A “cold” lookup can touch 3–5 servers. A warm lookup hits only the recursive resolver. This caching is the single most important property of DNS — and also the source of every operational pain.
2. Record Types Every Engineer Should Know
| Type | Maps to | Notes |
|---|---|---|
| A | IPv4 address | The classic. |
| AAAA | IPv6 address | Increasingly required (mobile carriers go IPv6-first). |
| CNAME | Another name | One level of indirection. Cannot coexist with other records at the same name. |
| ALIAS / ANAME | Another name (flattened) | Vendor-specific (Route53 ALIAS, Cloudflare CNAME flattening). Lets you put a CNAME-like at the apex. |
| NS | Authoritative name server | What delegates a zone. |
| SOA | Start of Authority | Zone-level metadata: serial, refresh, retry, expire. |
| MX | Mail server | Priority + host. |
| TXT | Arbitrary string | SPF, DKIM, domain verification, ACME challenges. |
| CAA | Which CAs may issue certs for this name | Defense against CA mis-issuance. |
| SRV | Service location (host + port) | Common in SIP, XMPP, Kubernetes headless services. |
| HTTPS / SVCB | HTTPS service binding | Newer (RFC 9460): lets servers advertise HTTP/3 support, ECH keys, ALPN. |
3. TTL: The Most Operationally Loaded Field in DNS
The TTL on a record tells caches how long they may serve the answer. It’s a tradeoff:
- Long TTL (hours to days): fewer queries hit your authoritative servers, lower latency on cache hits, lower bill. But you cannot change the record quickly — not even in an emergency. A 24h TTL means up to 24 hours of clients still pointing at the old IP.
- Short TTL (30s – 5m): fast failover, more query load on auth servers, more lookup latency for clients on cache miss.
Operational practices:
- Default
300(5 min) for records you might change. - Lower TTL to
60before a planned change, wait one old-TTL window, then change. - Long TTL only on truly static records (e.g., NS records).
- Remember: TTL is a hint. Some resolvers cap it lower (good — fast convergence) or higher (bad — your 60s record sits in their cache for hours).
The classic outage: TTL is 86400, you discover a bad IP, you change the record, and customers keep hitting the bad IP for the next day. Always pre-stage TTL reductions before risky changes.
4. Negative Caching
DNS also caches negative answers — NXDOMAIN and NODATA. The SOA record’s minimum field controls how long. If you create a record that previously didn’t exist and clients say “still NXDOMAIN,” that’s negative caching biting you.
Set SOA minimum to something sane (300s, not 86400) for any actively edited zone.

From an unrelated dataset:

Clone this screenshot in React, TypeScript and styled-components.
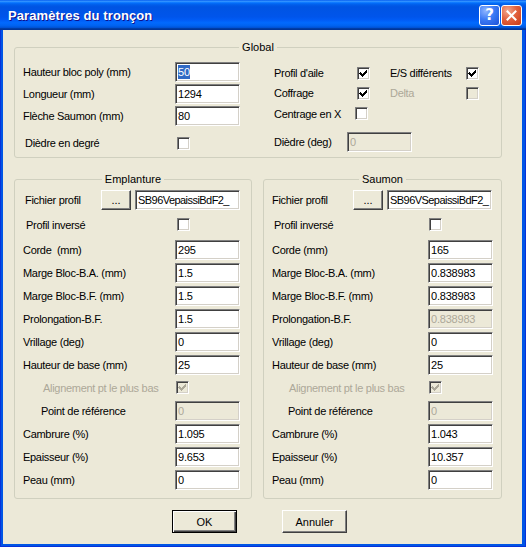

5. The Authoritative Server Pattern
Almost every production setup uses a managed DNS provider (Route53, Cloudflare, NS1, Google Cloud DNS, Akamai Edge DNS) for the authoritative server. The reasons:
- Anycast network: the provider announces your NS records from dozens to hundreds of POPs globally. Queries hit the nearest one, so lookup latency is low everywhere.
- DDoS protection: a single-region auth server is trivially attackable. Anycast spreads the volumetric load across the whole network.
- Programmable record sets: traffic management (latency-based, weighted, geo, failover) is a managed feature.
- API-driven updates: you can change records from CI/CD safely.
Operational rule: always run two providers for the same zone, or accept that the provider going down takes you down. The 2016 Dyn attack took down Twitter, Reddit, Spotify, and Netflix because they were all on Dyn. Two-provider setups (one primary, one secondary, periodically synced) survive single-provider outages.
6. GeoDNS — Resolving Based on Who’s Asking
GeoDNS is an authoritative server feature: it returns different answers based on the source of the query. The classic case: send European users to a European IP, US users to a US IP.
6.1 The Catch — Resolver vs Client Location
The authoritative server sees the resolver’s IP, not the user’s. If the user is in Berlin but their resolver is Cloudflare’s 1.1.1.1 anycast presence in Frankfurt, GeoDNS sees Frankfurt and works. If the user is in Mumbai but configured 8.8.8.8 and it resolves out of Singapore, GeoDNS sends them to a Singapore POP — fine. If the user is in São Paulo but their corporate VPN sends DNS to a London resolver, GeoDNS sends them to London — wrong.
This is what EDNS Client Subnet (ECS) fixes. The recursive resolver includes a truncated client IP in the query so the auth server can route based on the real user location. Adoption is uneven — Google supports it widely, Cloudflare deliberately does not (privacy). Build your routing knowing some users will be misrouted.
6.2 How It’s Used
- Direct users to the nearest data center.
- Compliance / data sovereignty (route EU users to EU storage).
- Failover (remove unhealthy regions from the answer set).
- Maintenance routing (drain a region by removing it from GeoDNS for one TTL).
6.3 Failure Modes
- Misrouted users from caching resolvers: a user moves countries; the resolver still returns the cached pre-move answer.
- Geo mappings drift: IP geolocation databases are not perfect. Some IPs are mis-mapped; some are anonymized.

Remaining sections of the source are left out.